The comparable basis effective tax rate for the second quarter was 29 percent which reflected the benefits from integrating the beer business as well as the favorable outcome of various tax items. This compares to a 16 percent tax rate for the prior year second quarter which included the benefit of higher foreign tax credits. The company now expects its fiscal year 2014 and longer term effective tax rate to approximate 32 percent due to the beer acquisition.
The reported basis effective tax rate for the second quarter was four percent which also reflected the recognition of the $1.6 billion non-taxable gain and the non-deductible goodwill impairment charge.
Free cash flow for the first six months of fiscal 2014 totaled $440 million as compared to $333 million for the same period last year. The increase was primarily due to incremental benefits from the beer business acquisition, partially offset by higher interest expense payments and lower contributions from the wine business.

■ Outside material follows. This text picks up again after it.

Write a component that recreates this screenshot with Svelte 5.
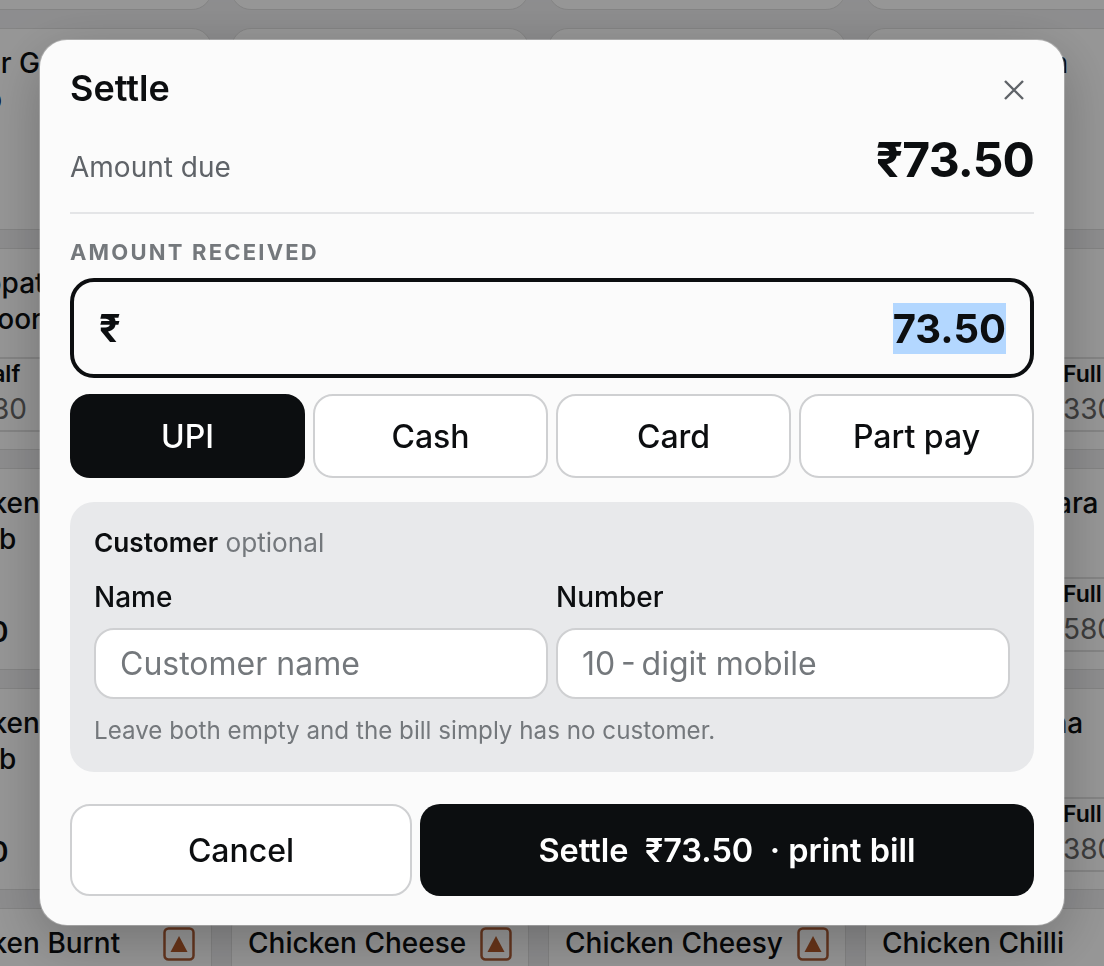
<script>
  let methods = ['UPI', 'Cash', 'Card', 'Part pay'];
  let active = 'UPI';

  // cards sitting behind the dialog: name lines, half/full price, single price
  let rows = [
    [{}, {}, {}, {}],
    [{ name: ['Butter Garlic', 'Wrap'] }, {}, {}, { name: ['Chicken Naan'] }],
    [{ name: ['Chappati', 'Tandoori'], half: 230, full: 330 }, {}, {}, { name: ['Kadhai'], half: 230, full: 330 }],
    [{ name: ['Chicken', 'Kebab'], price: 290 }, {}, {}, { name: ['Chicken Shikara'], half: 320, full: 580 }],
    [{ name: ['Chicken', 'Kebab'], price: 290 }, {}, {}, { name: ['Chicken Bhuna'], half: 220, full: 380 }],
    [{ name: ['Chicken Burnt'], veg: true }, { name: ['Chicken Cheese'], veg: true }, { name: ['Chicken Cheesy'], veg: true }, { name: ['Chicken Chilli'] }]
  ];
</script>

<div class="menu">
  {#each rows as row}
    {#each row as card}
      <div class="card">
        <div class="name">
          <span>
            {#each card.name || [] as line}
              {line}<br />
            {/each}
          </span>
          {#if card.veg}
            <svg class="veg" width="32" height="34" viewBox="0 0 32 34">
              <rect x="1.5" y="1.5" width="29" height="31" rx="4" fill="none" stroke="#a85a34" stroke-width="2.5" />
              <path d="M16 9 L24.5 25 H7.5 Z" fill="#b0582a" />
            </svg>
          {/if}
        </div>
        {#if card.half}
          <div class="prices">
            <div class="price">
              <b>Half</b>
              <span>{card.half}</span>
            </div>
            <div class="price">
              <b>Full</b>
              <span>{card.full}</span>
            </div>
          </div>
        {/if}
        {#if card.price}
          <div class="single">₹{card.price}</div>
        {/if}
      </div>
    {/each}
  {/each}
</div>

<div class="overlay">
  <div class="dialog">
    <div class="head">
      <h2>Settle</h2>
      <button class="close" aria-label="Close">
        <svg width="22" height="22" viewBox="0 0 22 22">
          <path d="M2 2 L20 20 M20 2 L2 20" fill="none" stroke="#5f6368" stroke-width="2.4" />
        </svg>
      </button>
    </div>

    <div class="due">
      <span class="due_label">Amount due</span>
      <span class="due_value">₹73.50</span>
    </div>

    <div class="received_label">AMOUNT RECEIVED</div>
    <div class="received">
      <span class="rupee">₹</span>
      <span class="received_value">73.50</span>
    </div>

    <div class="methods">
      {#each methods as m}
        <button class="method" class:active={m == active}>{m}</button>
      {/each}
    </div>

    <div class="customer">
      <div class="customer_title"><b>Customer</b> optional</div>
      <div class="fields">
        <label>
          Name
          <input type="text" placeholder="Customer name" />
        </label>
        <label>
          Number
          <input type="text" placeholder={'10\u2009-\u2009digit mobile'} />
        </label>
      </div>
      <div class="hint">Leave both empty and the bill simply has no customer.</div>
    </div>

    <div class="actions">
      <button class="cancel">Cancel</button>
      <button class="settle">Settle&nbsp; ₹73.50 &nbsp;· print bill</button>
    </div>
  </div>
</div>

<style>
:global(body) {
  margin: 0;
  height: 966px;
  overflow: hidden;
  background: #ececee;
  font-family: Inter, "Noto Sans", sans-serif;
  color: #0c0e10;
}

.menu {
  display: grid;
  grid-template-columns: repeat(4, 298px);
  grid-auto-rows: 202px;
  gap: 18px 19px;
  margin: -192px 0 0 -86px;
}

.card {
  box-sizing: border-box;
  display: flex;
  flex-direction: column;
  justify-content: space-between;
  padding: 16px 0 17px 16px;
  background: #fbfbfb;
  border: 1px solid #dcdcdc;
  border-radius: 20px;
  overflow: hidden;
}

.name {
  display: flex;
  justify-content: space-between;
  gap: 8px;
  padding-right: 16px;
  font-size: 28px;
  font-weight: 500;
  line-height: 36px;
  white-space: nowrap;
}

.veg {
  flex: none;
  margin-top: 2px;
}

.prices {
  box-sizing: border-box;
  display: grid;
  grid-template-columns: 137px 80px;
  height: 75px;
  margin-right: 16px;
  padding-left: 44px;
  border-top: 2px solid #ddd;
  border-bottom: 2px solid #ddd;
}

.price {
  display: flex;
  flex-direction: column;
}

.price b {
  font-size: 23px;
  font-weight: 600;
  line-height: 30px;
}

.price span {
  font-size: 28px;
  line-height: 40px;
  color: #666;
}

.single {
  margin: 0 0 2px 8px;
  font-size: 28px;
  font-weight: 600;
  line-height: 36px;
}

.overlay {
  position: fixed;
  inset: 0;
  display: flex;
  align-items: flex-start;
  justify-content: center;
  padding-top: 40px;
  background: rgba(0, 0, 0, 0.4);
}

.dialog {
  box-sizing: border-box;
  width: 1024px;
  height: 885px;
  padding: 26px 30px 30px;
  background: #fbfbfb;
  border-radius: 27px;
  box-shadow: 0 0 0 1px rgba(255, 255, 255, 0.25), 0 16px 60px rgba(0, 0, 0, 0.25);
}

.head {
  display: flex;
  align-items: center;
  justify-content: space-between;
  height: 44px;
}

h2 {
  margin: 0;
  font-size: 36px;
  font-weight: 600;
  line-height: 44px;
}

.close {
  display: flex;
  padding: 0;
  margin: 4px 9px 0 0;
  background: none;
  border: none;
}

.due {
  display: flex;
  align-items: baseline;
  justify-content: space-between;
  height: 81px;
  margin-top: 21px;
  border-bottom: 2px solid #e4e5e7;
}

.due_label {
  font-size: 28px;
  color: #5f6368;
}

.due_value {
  font-size: 48px;
  font-weight: 700;
  letter-spacing: -0.85px;
  line-height: 58px;
}

.received_label {
  margin-top: 25px;
  font-size: 22px;
  font-weight: 700;
  letter-spacing: 0.1em;
  line-height: 26px;
  color: #74787c;
}

.received {
  box-sizing: border-box;
  display: flex;
  align-items: center;
  justify-content: space-between;
  height: 100px;
  margin-top: 13px;
  padding: 0 24px 0 25px;
  border: 4px solid #0c0e10;
  border-radius: 24px;
  font-weight: 700;
}

.rupee {
  font-size: 38px;
}

.received_value {
  font-size: 40px;
  line-height: 51px;
  background: #b3d7ff;
}

.methods {
  display: grid;
  grid-template-columns: repeat(4, 1fr);
  gap: 8px;
  margin-top: 16px;
}

button {
  font-family: inherit;
  color: inherit;
}

.method, .cancel {
  background: #fff;
  border: 2px solid #cfd0d2;
  border-radius: 20px;
}

.method {
  height: 84px;
  font-size: 32px;
  font-weight: 500;
}

.method.active {
  background: #0c0e10;
  border-color: #0c0e10;
  color: #fff;
}

.customer {
  height: 270px;
  box-sizing: border-box;
  margin-top: 24px;
  padding: 23px 24px;
  background: #e8e9eb;
  border-radius: 24px;
  font-size: 26.2px;
  line-height: 36px;
  color: #74787c;
}

.customer_title b {
  font-weight: 600;
  color: #0c0e10;
}

.fields {
  display: grid;
  grid-template-columns: 1fr 1fr;
  gap: 8px;
  margin-top: 18px;
}

label {
  display: flex;
  flex-direction: column;
  gap: 13px;
  font-size: 28px;
  font-weight: 500;
  color: #0c0e10;
}

input {
  box-sizing: border-box;
  width: 100%;
  height: 71px;
  padding: 0 24px;
  background: #fff;
  border: 2px solid #cfd0d2;
  border-radius: 20px;
  font-family: inherit;
  font-size: 32px;
}

input::placeholder {
  color: #74787c;
}

.hint {
  margin-top: 14px;
  font-size: 24.2px;
}

.actions {
  display: grid;
  grid-template-columns: 342px 1fr;
  gap: 8px;
  margin-top: 32px;
}

.cancel {
  height: 92px;
  font-size: 32px;
  font-weight: 500;
}

.settle {
  height: 92px;
  background: #0c0e10;
  border: none;
  border-radius: 20px;
  color: #fff;
  font-size: 32.5px;
  font-weight: 600;
}
</style>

"I am quite pleased with our strong free cash flow results through the second quarter. We continue to expect some acquisition related integration costs and brewery capital expansion investments to occur in the second half of this year," said Bob Ryder, chief financial officer, Constellation Brands. "Therefore, our free cash flow guidance of $475 million to $575 million for fiscal 2014 remains unchanged."
The company completed its acquisition of Grupo Modelo's U.S. beer business from Anheuser-Busch InBev for approximately $4.75 billion on June 7, 2013. The transaction includes full ownership of Crown which provides Constellation with complete, independent control of the U.S. commercial business; a state-of-the-art brewery in Nava (Piedras Negras), Mexico; and an exclusive perpetual brand license in the U.S. to import, market and sell Corona and the other Modelo brands Crown currently sells in the U.S. market. The perpetual brand license also includes certain brands and brand extensions not currently marketed in the U.S. by Crown and the freedom to develop new brand extensions and innovations.